_EXERCISE INSTRUCTIONS_
Pick out all lines with the word "screenshot" from the records that follow.

_RECORDS SHOWN_
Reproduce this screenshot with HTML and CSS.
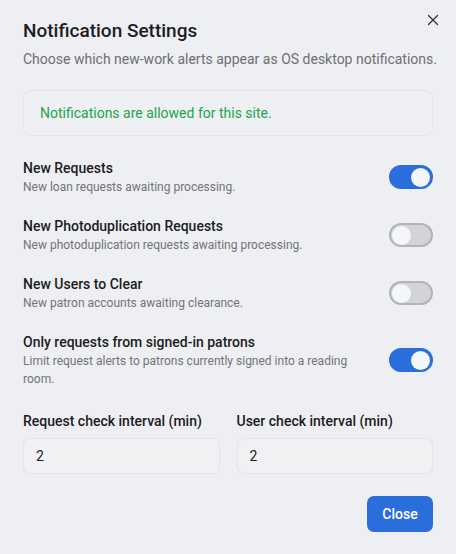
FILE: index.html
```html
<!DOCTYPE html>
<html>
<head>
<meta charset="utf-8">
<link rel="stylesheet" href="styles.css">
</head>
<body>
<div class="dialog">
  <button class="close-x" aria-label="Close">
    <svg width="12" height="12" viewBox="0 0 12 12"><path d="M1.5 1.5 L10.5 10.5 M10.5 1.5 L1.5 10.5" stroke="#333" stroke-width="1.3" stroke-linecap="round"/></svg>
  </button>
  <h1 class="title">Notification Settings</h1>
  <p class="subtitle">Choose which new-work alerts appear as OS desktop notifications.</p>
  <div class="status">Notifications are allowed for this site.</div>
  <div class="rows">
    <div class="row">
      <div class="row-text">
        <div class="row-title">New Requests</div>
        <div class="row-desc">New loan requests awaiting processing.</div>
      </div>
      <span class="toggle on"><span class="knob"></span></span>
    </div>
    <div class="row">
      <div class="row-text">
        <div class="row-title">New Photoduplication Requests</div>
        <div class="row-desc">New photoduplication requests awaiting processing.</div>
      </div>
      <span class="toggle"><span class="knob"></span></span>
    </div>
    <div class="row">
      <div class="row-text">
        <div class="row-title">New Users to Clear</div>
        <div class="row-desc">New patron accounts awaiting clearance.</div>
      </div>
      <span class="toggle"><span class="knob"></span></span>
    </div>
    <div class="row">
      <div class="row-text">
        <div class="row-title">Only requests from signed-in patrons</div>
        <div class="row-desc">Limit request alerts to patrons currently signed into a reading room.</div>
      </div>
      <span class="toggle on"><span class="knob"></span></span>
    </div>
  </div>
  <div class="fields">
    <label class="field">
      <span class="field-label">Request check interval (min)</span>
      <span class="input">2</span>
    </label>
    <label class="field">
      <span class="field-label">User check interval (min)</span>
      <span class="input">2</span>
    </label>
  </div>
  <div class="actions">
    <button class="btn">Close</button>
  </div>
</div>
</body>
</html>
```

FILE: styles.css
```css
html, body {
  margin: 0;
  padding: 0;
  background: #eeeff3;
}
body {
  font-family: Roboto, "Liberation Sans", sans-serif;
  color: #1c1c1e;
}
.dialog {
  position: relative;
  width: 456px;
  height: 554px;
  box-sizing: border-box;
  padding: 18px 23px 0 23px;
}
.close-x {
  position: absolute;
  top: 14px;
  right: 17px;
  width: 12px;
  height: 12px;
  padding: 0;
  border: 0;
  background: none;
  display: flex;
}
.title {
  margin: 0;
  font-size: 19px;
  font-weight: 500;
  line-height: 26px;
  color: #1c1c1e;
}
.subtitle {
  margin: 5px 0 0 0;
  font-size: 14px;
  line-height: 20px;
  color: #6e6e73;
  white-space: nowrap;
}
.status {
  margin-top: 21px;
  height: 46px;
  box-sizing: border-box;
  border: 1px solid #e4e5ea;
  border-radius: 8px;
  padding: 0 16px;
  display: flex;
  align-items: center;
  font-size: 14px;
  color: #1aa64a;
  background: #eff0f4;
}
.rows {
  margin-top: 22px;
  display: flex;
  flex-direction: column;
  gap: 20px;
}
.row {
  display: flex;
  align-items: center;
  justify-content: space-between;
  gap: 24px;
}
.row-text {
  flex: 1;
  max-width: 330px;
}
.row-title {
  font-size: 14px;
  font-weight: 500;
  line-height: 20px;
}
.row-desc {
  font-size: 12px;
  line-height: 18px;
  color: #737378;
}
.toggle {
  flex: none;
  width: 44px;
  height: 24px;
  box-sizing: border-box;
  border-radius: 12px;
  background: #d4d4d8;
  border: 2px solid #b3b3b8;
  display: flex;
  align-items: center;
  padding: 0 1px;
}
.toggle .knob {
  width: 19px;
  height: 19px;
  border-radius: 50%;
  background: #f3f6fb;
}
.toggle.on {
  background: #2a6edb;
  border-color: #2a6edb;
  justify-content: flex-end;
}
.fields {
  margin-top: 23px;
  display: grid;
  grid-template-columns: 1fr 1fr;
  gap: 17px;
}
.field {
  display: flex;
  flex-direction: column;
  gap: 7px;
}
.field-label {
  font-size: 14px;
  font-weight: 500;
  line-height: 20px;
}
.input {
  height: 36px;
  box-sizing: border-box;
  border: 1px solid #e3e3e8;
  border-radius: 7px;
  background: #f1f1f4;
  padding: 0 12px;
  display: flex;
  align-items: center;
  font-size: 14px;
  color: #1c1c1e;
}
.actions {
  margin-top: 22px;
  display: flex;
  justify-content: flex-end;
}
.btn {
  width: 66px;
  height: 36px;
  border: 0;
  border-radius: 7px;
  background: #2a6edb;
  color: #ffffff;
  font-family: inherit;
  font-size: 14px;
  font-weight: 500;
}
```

* * *

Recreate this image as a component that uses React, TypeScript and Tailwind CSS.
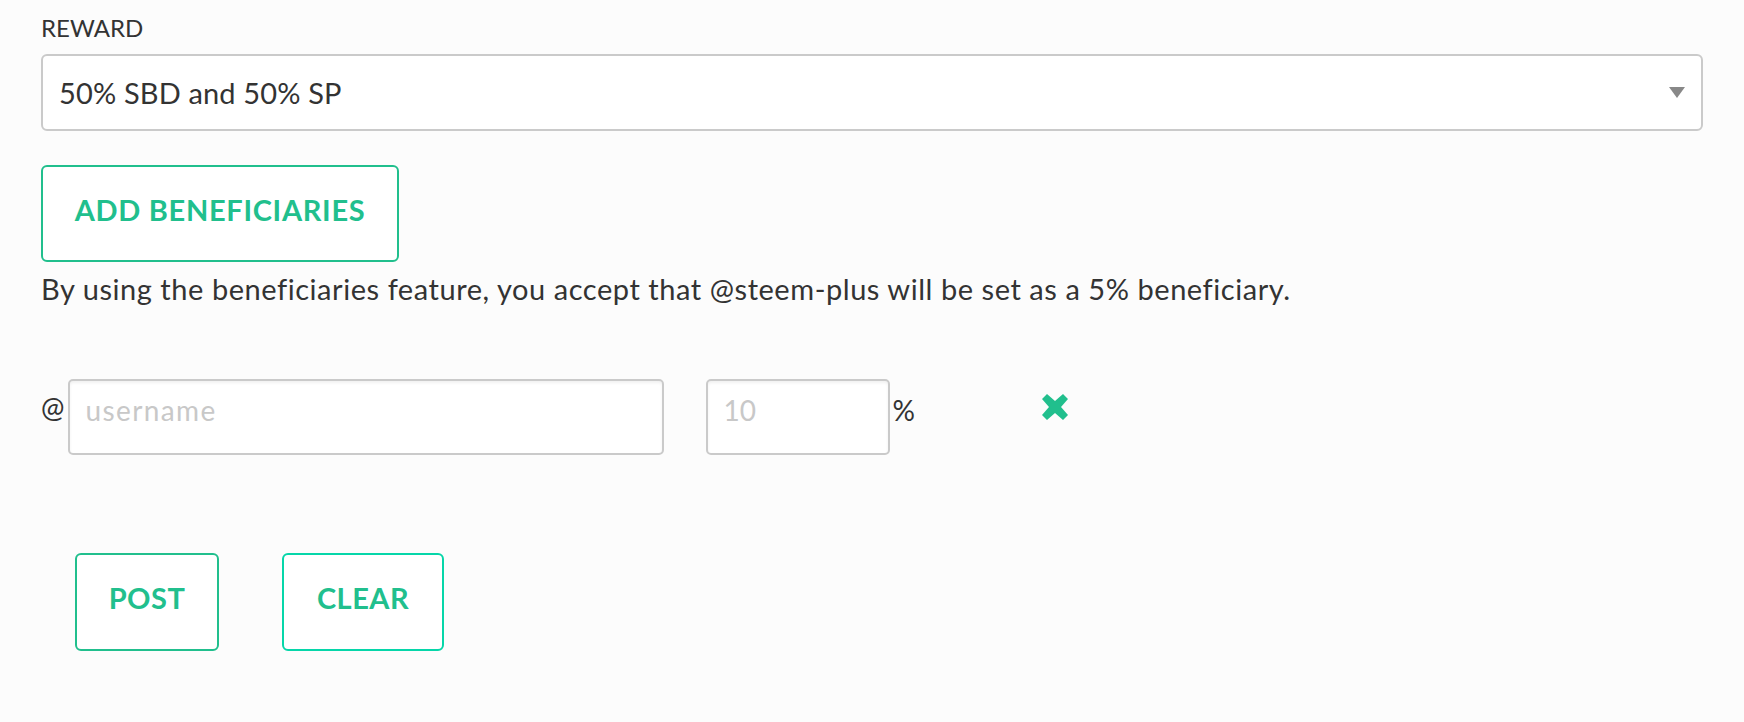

==

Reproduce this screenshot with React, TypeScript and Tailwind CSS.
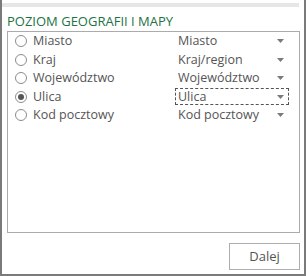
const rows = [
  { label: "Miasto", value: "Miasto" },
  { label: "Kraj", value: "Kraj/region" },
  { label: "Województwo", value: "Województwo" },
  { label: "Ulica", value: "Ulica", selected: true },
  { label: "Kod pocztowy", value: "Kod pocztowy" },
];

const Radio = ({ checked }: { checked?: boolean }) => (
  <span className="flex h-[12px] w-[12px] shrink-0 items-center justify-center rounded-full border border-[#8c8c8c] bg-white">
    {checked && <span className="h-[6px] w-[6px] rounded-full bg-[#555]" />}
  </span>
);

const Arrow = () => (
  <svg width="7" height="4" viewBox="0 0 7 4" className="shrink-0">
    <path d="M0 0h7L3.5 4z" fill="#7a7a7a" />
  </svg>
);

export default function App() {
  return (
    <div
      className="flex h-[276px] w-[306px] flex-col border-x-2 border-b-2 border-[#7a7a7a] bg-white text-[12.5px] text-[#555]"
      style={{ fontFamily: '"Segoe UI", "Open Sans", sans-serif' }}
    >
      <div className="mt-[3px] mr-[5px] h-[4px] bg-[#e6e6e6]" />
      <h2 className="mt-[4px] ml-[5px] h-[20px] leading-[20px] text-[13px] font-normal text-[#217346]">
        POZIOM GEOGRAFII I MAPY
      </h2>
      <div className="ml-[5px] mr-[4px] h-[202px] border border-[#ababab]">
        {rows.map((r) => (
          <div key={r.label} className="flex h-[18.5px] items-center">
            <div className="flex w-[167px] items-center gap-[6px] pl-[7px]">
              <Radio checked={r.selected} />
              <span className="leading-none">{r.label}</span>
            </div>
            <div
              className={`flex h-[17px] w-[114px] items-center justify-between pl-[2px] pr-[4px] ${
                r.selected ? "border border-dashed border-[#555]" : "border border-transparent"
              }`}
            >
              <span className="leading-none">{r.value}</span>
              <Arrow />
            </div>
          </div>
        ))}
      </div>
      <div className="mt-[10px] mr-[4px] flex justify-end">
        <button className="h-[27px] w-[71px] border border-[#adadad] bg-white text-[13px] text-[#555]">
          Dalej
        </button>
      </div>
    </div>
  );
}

_TASK OUTPUT_
Reproduce this screenshot with HTML and CSS.
Reproduce this screenshot with React, TypeScript and Tailwind CSS.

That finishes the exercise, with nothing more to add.